▶ [Exercise goal]: Answer with a single number, the count of lines holding the word "React".

▶ [Data for the task]:
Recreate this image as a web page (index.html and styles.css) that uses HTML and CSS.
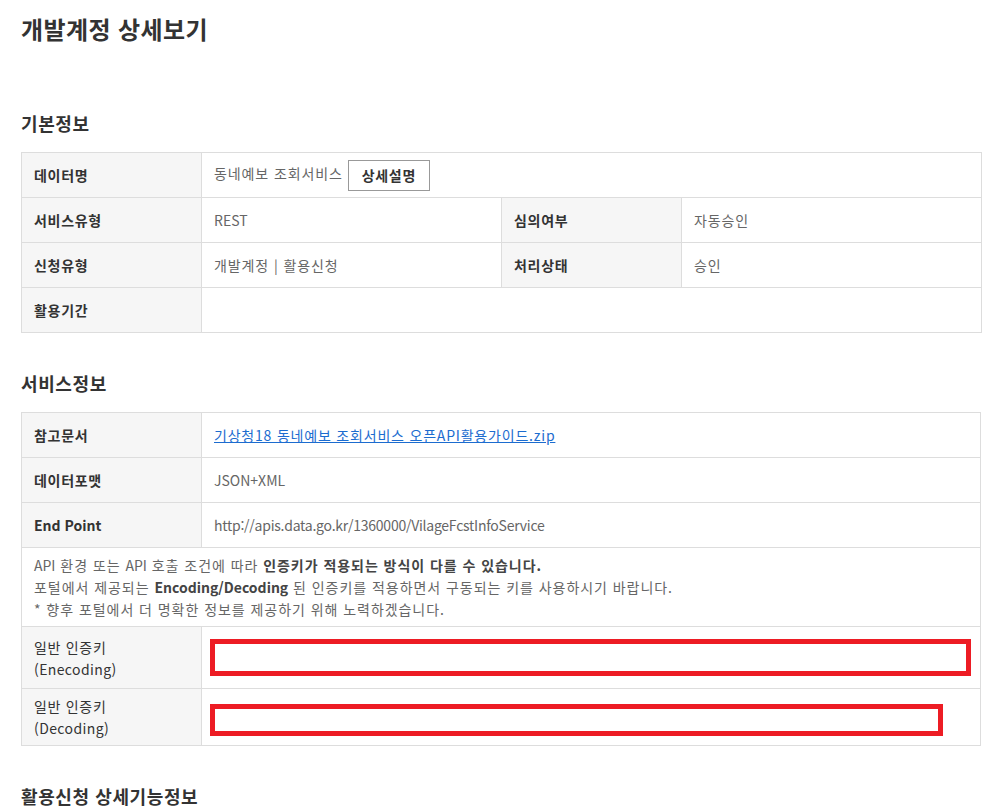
FILE: index.html
```html
<!DOCTYPE html>
<html lang="ko">

<head>
    <meta charset="UTF-8">
    <meta name="viewport" content="width=device-width, initial-scale=1.0">
    <title>개발계정 상세보기</title>
    <link rel="stylesheet" href="styles.css">
</head>

<body>
    <div class="page">
        <h1 class="page-title">개발계정 상세보기</h1>

        <!-- 기본정보 -->
        <h2 class="section-title first">기본정보</h2>
        <table class="info-table">
            <colgroup>
                <col class="col-label">
                <col class="col-value">
                <col class="col-label">
                <col class="col-value">
            </colgroup>
            <tr>
                <th>데이터명</th>
                <td colspan="3">동네예보 조회서비스 <button type="button" class="btn-detail">상세설명</button></td>
            </tr>
            <tr>
                <th>서비스유형</th>
                <td class="latin">REST</td>
                <th>심의여부</th>
                <td>자동승인</td>
            </tr>
            <tr>
                <th>신청유형</th>
                <td>개발계정 | 활용신청</td>
                <th>처리상태</th>
                <td>승인</td>
            </tr>
            <tr>
                <th>활용기간</th>
                <td colspan="3"></td>
            </tr>
        </table>

        <!-- 서비스정보 -->
        <h2 class="section-title">서비스정보</h2>
        <table class="info-table">
            <colgroup>
                <col class="col-label">
                <col>
            </colgroup>
            <tr>
                <th>참고문서</th>
                <td><a href="#" class="file-link">기상청18 동네예보 조회서비스 오픈API활용가이드.zip</a></td>
            </tr>
            <tr>
                <th>데이터포맷</th>
                <td class="latin">JSON+XML</td>
            </tr>
            <tr>
                <th class="latin">End Point</th>
                <td class="latin url">http://apis.data.go.kr/1360000/VilageFcstInfoService</td>
            </tr>
            <tr>
                <td colspan="2" class="notice">
                    <span class="latin">API</span> 환경 또는 <span class="latin">API</span> 호출 조건에 따라 <b>인증키가 적용되는 방식이 다를 수 있습니다.</b><br>
                    포털에서 제공되는 <b class="latin">Encoding/Decoding</b> 된 인증키를 적용하면서 구동되는 키를 사용하시기 바랍니다.<br>
                    * 향후 포털에서 더 명확한 정보를 제공하기 위해 노력하겠습니다.
                </td>
            </tr>
            <tr class="key-row enc">
                <th class="key-label">일반 인증키<br><span class="latin">(Enecoding)</span></th>
                <td><div class="key-mask wide"></div></td>
            </tr>
            <tr class="key-row dec">
                <th class="key-label">일반 인증키<br><span class="latin">(Decoding)</span></th>
                <td><div class="key-mask narrow"></div></td>
            </tr>
        </table>

        <h2 class="section-title">활용신청 상세기능정보</h2>
    </div>
</body>

</html>
```

FILE: styles.css
```css
* {
    box-sizing: border-box;
}

body {
    margin: 0;
    padding: 0;
    background-color: #fff;
    color: #333;
    font-family: "Noto Sans CJK KR", "Noto Sans", sans-serif;
    overflow: hidden;
}

.page {
    padding: 12px 0 0 21px;
    width: 981px;
}

.page-title {
    margin: 0;
    font-size: 24px;
    line-height: 34px;
    font-weight: 700;
    color: #333;
    letter-spacing: 0.4px;
}

.section-title {
    margin: 37px 0 16px;
    font-size: 18px;
    line-height: 26px;
    font-weight: 700;
    color: #333;
    letter-spacing: 0.6px;
}
.section-title.first {
    margin-top: 64px;
}

/* tables */
.info-table {
    width: 960px;
    border-collapse: collapse;
    table-layout: fixed;
    font-size: 14px;
}
.info-table .col-label {
    width: 180px;
}
.info-table .col-value {
    width: 300px;
}
.info-table th,
.info-table td {
    border: 1px solid #ddd;
    height: 45px;
    padding: 0 12px;
    text-align: left;
    vertical-align: middle;
    line-height: 20px;
}
.info-table th {
    background-color: #f6f6f6;
    color: #333;
    font-weight: 700;
    letter-spacing: 0.7px;
}
.info-table td {
    color: #666;
    font-weight: 400;
    letter-spacing: 0.9px;
}
.info-table .latin {
    letter-spacing: 0;
}
.info-table .url {
    letter-spacing: -0.25px;
}

.btn-detail {
    height: 31px;
    margin-left: 0;
    padding: 0 13px;
    background-color: #fff;
    border: 1px solid #999;
    color: #333;
    font-family: inherit;
    font-size: 14px;
    font-weight: 700;
    letter-spacing: 0.7px;
    vertical-align: middle;
}

.file-link {
    color: #1c6ccf;
    text-decoration: underline;
    letter-spacing: 0.8px;
}

.info-table td.notice {
    height: 79px;
    padding: 6px 12px;
    font-size: 14px;
    line-height: 22px;
    color: #666;
    letter-spacing: 0.95px;
}
.notice b {
    color: #444;
    font-weight: 700;
}

.info-table .key-label {
    font-size: 14px;
    font-weight: 400;
    line-height: 22px;
    color: #333;
    letter-spacing: 0.7px;
}
.key-label .latin {
    letter-spacing: 0.4px;
}
.key-row.enc th,
.key-row.enc td {
    height: 62px;
}
.key-row.dec th,
.key-row.dec td {
    height: 57px;
}
.key-row td {
    padding: 0 0 0 8px;
}
.key-row.dec td {
    vertical-align: top;
    padding-top: 15px;
}

/* red redaction boxes */
.key-mask {
    border: 5px solid #ed1c24;
    background-color: #fff;
}
.key-mask.wide {
    width: 761px;
    height: 37px;
}
.key-mask.narrow {
    width: 733px;
    height: 32px;
}
```
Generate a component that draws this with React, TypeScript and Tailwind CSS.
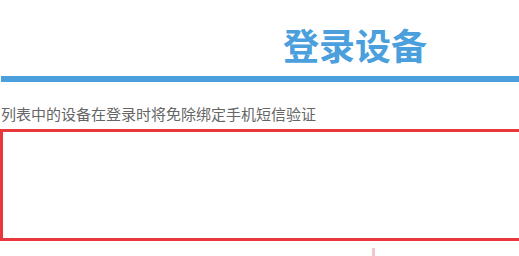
import React from 'react';

export default function App() {
    return (
        <div className="w-[519px] h-[256px] overflow-hidden bg-white" style={{ fontFamily: '"Noto Sans CJK SC", sans-serif' }}>
            <div className="w-[710px]">
                {/* 標題 */}
                <div className="pt-[24px] h-[76px]">
                    <h1 className="text-center text-[36px] leading-[40px] font-bold text-[#4a9fdc]">登录设备</h1>
                </div>
                <div className="ml-[1px] h-[6px] bg-[#4a9fdc]" />

                <p className="mt-[22px] pl-[1px] text-[15px] leading-[20px] text-[#666]">
                    列表中的设备在登录时将免除绑定手机短信验证
                </p>

                {/* 設備列表 */}
                <div className="mt-[5px] h-[112px] border-[3px] border-[#e8383d]" />

                <div className="mt-[7px] flex justify-center">
                    <div className="w-[3px] h-[8px] bg-[#f4c6cc] ml-[36px]" />
                </div>
            </div>
        </div>
    );
}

▶ [Task solution]: 2